Knowing something beforehand in no way requires that we base our present actions on that knowledge, neglecting what is happening in the present. For the sake of the guidance of future people, those who live in the present cannot be neglected. For this reason, both eloquence and guidance require that the truths that are manifest to the people in the present and the thought that serves as guidance  should be mentioned with their clarity, but the truths unknown at the present and that will be brought to light in the future should either be ignored or, if we think we should mention them, mentioned in broad terms and allusively. Minds should also be prepared and kept ready for them, invited to investigate them. This is what the Qur’an does.
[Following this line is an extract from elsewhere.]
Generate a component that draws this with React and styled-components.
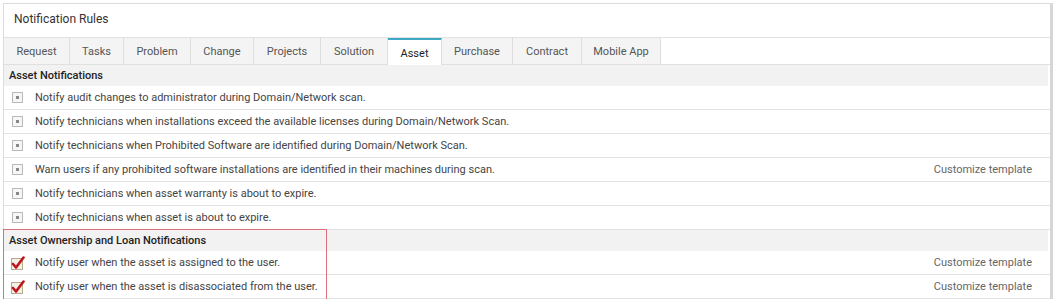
import styled, { createGlobalStyle } from 'styled-components';

const Global = createGlobalStyle`
  body {
    margin: 0;
    background: #fff;
    font-family: Roboto, "Liberation Sans", Arial, sans-serif;
  }
`;

const Panel = styled.div`
  margin: 3px 0 0 3px;
  width: 1050px;
  border: 1px solid #dcdcdc;
  border-bottom: 0;
  border-right: 3px solid #d6d6d6;
  box-sizing: border-box;
`;

const Title = styled.div`
  height: 34px;
  padding: 0 0 4px 10px;
  box-sizing: border-box;
  display: flex;
  align-items: center;
  font-size: 12px;
  color: #333;
  border-bottom: 1px solid #e2e2e2;
`;

const TabBar = styled.div`
  display: flex;
  height: 26px;
  border-bottom: 1px solid #e0e0e0;
`;

const Tab = styled.div`
  width: ${(p) => p.$w}px;
  box-sizing: border-box;
  display: flex;
  align-items: center;
  justify-content: center;
  font-size: 11px;
  color: ${(p) => (p.$active ? '#222' : '#555')};
  background: ${(p) => (p.$active ? '#fff' : '#f4f4f4')};
  border-right: 1px solid #dedede;
  border-top: ${(p) => (p.$active ? '2px solid #3fa9c6' : '0')};
  margin-bottom: ${(p) => (p.$active ? '-1px' : '0')};
  padding-top: ${(p) => (p.$active ? '2px' : '0')};
`;

const Section = styled.div`
  position: relative;
`;

const Highlight = styled.div`
  position: absolute;
  left: -1px;
  top: -1px;
  width: 322px;
  height: 70px;
  border: 1px solid #d9707c;
  pointer-events: none;
`;

const Header = styled.div`
  height: 21px;
  background: #f2f2f2;
  display: flex;
  align-items: center;
  padding-left: 5px;
  font-size: 11px;
  font-weight: 500;
  color: #222;
  margin-right: 2px;
`;

const Row = styled.div`
  height: 24px;
  display: flex;
  align-items: center;
  border-bottom: 1px solid #e3e3e3;
  box-sizing: border-box;
  padding: 0 18px 0 7px;
  font-size: 11px;
  color: #444;
`;

const Box = styled.span`
  width: 11px;
  height: 11px;
  box-sizing: border-box;
  border: 1px solid #b9b9b9;
  background: #f6f6f6;
  display: flex;
  align-items: center;
  justify-content: center;
  margin-right: 12px;
  margin-left: 1px;
  &::after {
    content: '';
    width: 3px;
    height: 3px;
    background: #888;
  }
`;

const CheckWrap = styled.span`
  width: 14px;
  height: 14px;
  margin-right: 10px;
  display: flex;
`;

const Label = styled.span`
  flex: 1;
`;

const Link = styled.span`
  color: #666;
  font-size: 11px;
`;

const Checked = () => (
  <CheckWrap>
    <svg width="14" height="14" viewBox="0 0 14 14">
      <rect x="0.5" y="2.5" width="11" height="11" fill="#f3f0e8" stroke="#b8a98a" />
      <path d="M2 8 L5 11.5 L12.5 1.5" fill="none" stroke="#c0141c" strokeWidth="2.6" strokeLinecap="round" strokeLinejoin="round" />
    </svg>
  </CheckWrap>
);

const tabs = [
  ['Request', 66],
  ['Tasks', 54],
  ['Problem', 67],
  ['Change', 63],
  ['Projects', 67],
  ['Solution', 67],
  ['Asset', 54],
  ['Purchase', 71],
  ['Contract', 69],
  ['Mobile App', 79],
];

const assetRows = [
  ['Notify audit changes to administrator during Domain/Network scan.'],
  ['Notify technicians when installations exceed the available licenses during Domain/Network Scan.'],
  ['Notify technicians when Prohibited Software are identified during Domain/Network Scan.'],
  ['Warn users if any prohibited software installations are identified in their machines during scan.', true],
  ['Notify technicians when asset warranty is about to expire.'],
  ['Notify technicians when asset is about to expire.'],
];

const loanRows = [
  'Notify user when the asset is assigned to the user.',
  'Notify user when the asset is disassociated from the user.',
];

const App = () => (
  <>
    <Global />
    <Panel>
      <Title>Notification Rules</Title>
      <TabBar>
        {tabs.map(([name, w]) => (
          <Tab key={name} $w={w} $active={name === 'Asset'}>
            {name}
          </Tab>
        ))}
      </TabBar>
      <Section>
        <Header>Asset Notifications</Header>
        {assetRows.map(([text, custom]) => (
          <Row key={text}>
            <Box />
            <Label>{text}</Label>
            {custom && <Link>Customize template</Link>}
          </Row>
        ))}
      </Section>
      <Section>
        <Header>Asset Ownership and Loan Notifications</Header>
        {loanRows.map((text) => (
          <Row key={text}>
            <Checked />
            <Label>{text}</Label>
            <Link>Customize template</Link>
          </Row>
        ))}
        <Highlight />
      </Section>
    </Panel>
  </>
);

export default App;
It is completely contrary to eloquence and guidance to throw minds into confusion by burdening them with what they cannot bear. “Speak to the people according to their mental capacities!” is a principle of wisdom. You can consult all the premises in the first part, including particularly the first one.

As for the third objection, which is not being able to see the apparent meanings of some Qur’anic statements as being in congruity with some rational or observable realities, after first consulting the First Premise, you should consider this: The four basic purposes of the Qur’an are establishing in the mind God’s existence and Oneness, the Prophethood, the bodily Resurrection, and justice and worship. Therefore, the Qur’an refers to the facts of creation, which are the subject matter of physical sciences and can only be known through scientific study, parenthetically for the sake of its basic purposes. While mentioning the facts observable by everyone in every age clearly, it refers to others allusively and in broad terms, leaving their clarification to scientific studies over time and encouraging humankind to study them.

 

A REMINDER

It is a rule of both eloquence and guidance that the evidence should be clearer than the thesis and known prior to it. For this reason, the apparent meanings of some Qur’anic verses relate to the impressions sensed by the majority of people. However, these verses are not intended to provide evidence for those impressions. As well as serving for the establishment in the minds of people of the four basic purposes of the guidance of the Qur’an, they contain such subtle truths that they attract the attention of researchers and truth-seeking people. The verses of the Qur’an, clear in themselves and clearly showing the basic truths, interpret one another; some verses uncover the jewels of meanings contained in their siblings. Therefore, we should try to see those more important meanings that lie under their apparent, literal meanings.

 

A FALSE SUPPOSITION AND A REMINDER

If in order to draw attention to God’s existence and Oneness the Qur’an clearly mentioned electricity, the law of gravity, the daily or annual movements of the earth, the formation of chemical compositions with the seventy (now more than a hundred) elements that have been discovered, and the sun’s stability despite its apparent movement, then the proofs would have been more hidden and in need of explanation than the thesis itself. For this reason, the Qur’an uses a language  that is comprehensible for every level of understanding and never throws its audience into confusion, taking into consideration the level of the majority of the people without ever neglecting the elite, and referring to certain subtle realities that will be discovered over time through metaphors, comparisons, and similes.

O brothers and sisters! The three points which some put forward to object to some Qur’anic statements are in fact miraculous aspects of the Qur’an and its styles. It is particular only to the Qur’an that it is able to address all levels of understanding and satisfy them at all times without the least contradiction or falsification.

I swear by Him Who has imparted the miraculous Qur’an that the sight of the warner and the insight of the most careful one of humankind, upon him be peace and blessings, are absolutely exalted above being deceived or confusing the truth with falsehood or the reality with illusion; his way is pure and high above deceiving or leading to falsehood.

Said Nursi

56 Thomas Carlyle (1795–1881), a Scottish essayist and historian, gave a lecture on Prophet Muhammad in 1841, titled “The Hero as Prophet,” and wrote his famous book, On Heroes, Hero-Worship and the Heroic in History. Karen Armstrong, a contemporary writer and historian of religion, evaluates Thomas Carlyle’s lecture as the first attempt in Europe to see Muhammad as a genuinely religious man. (Muhammad: A Biography of the Prophet, San Francisco, 1993, p. 38.) However, many Western thinkers, partly freed from the prejudices of earlier centuries, have later admitted the genuine value of Islam and Prophet Muhammad, upon him be peace and blessings. See, Abu’l-Fazl Ezzati, An Introduction to the History of the Spread of Islam, London, News and Media Limited, 1978. (Trans.)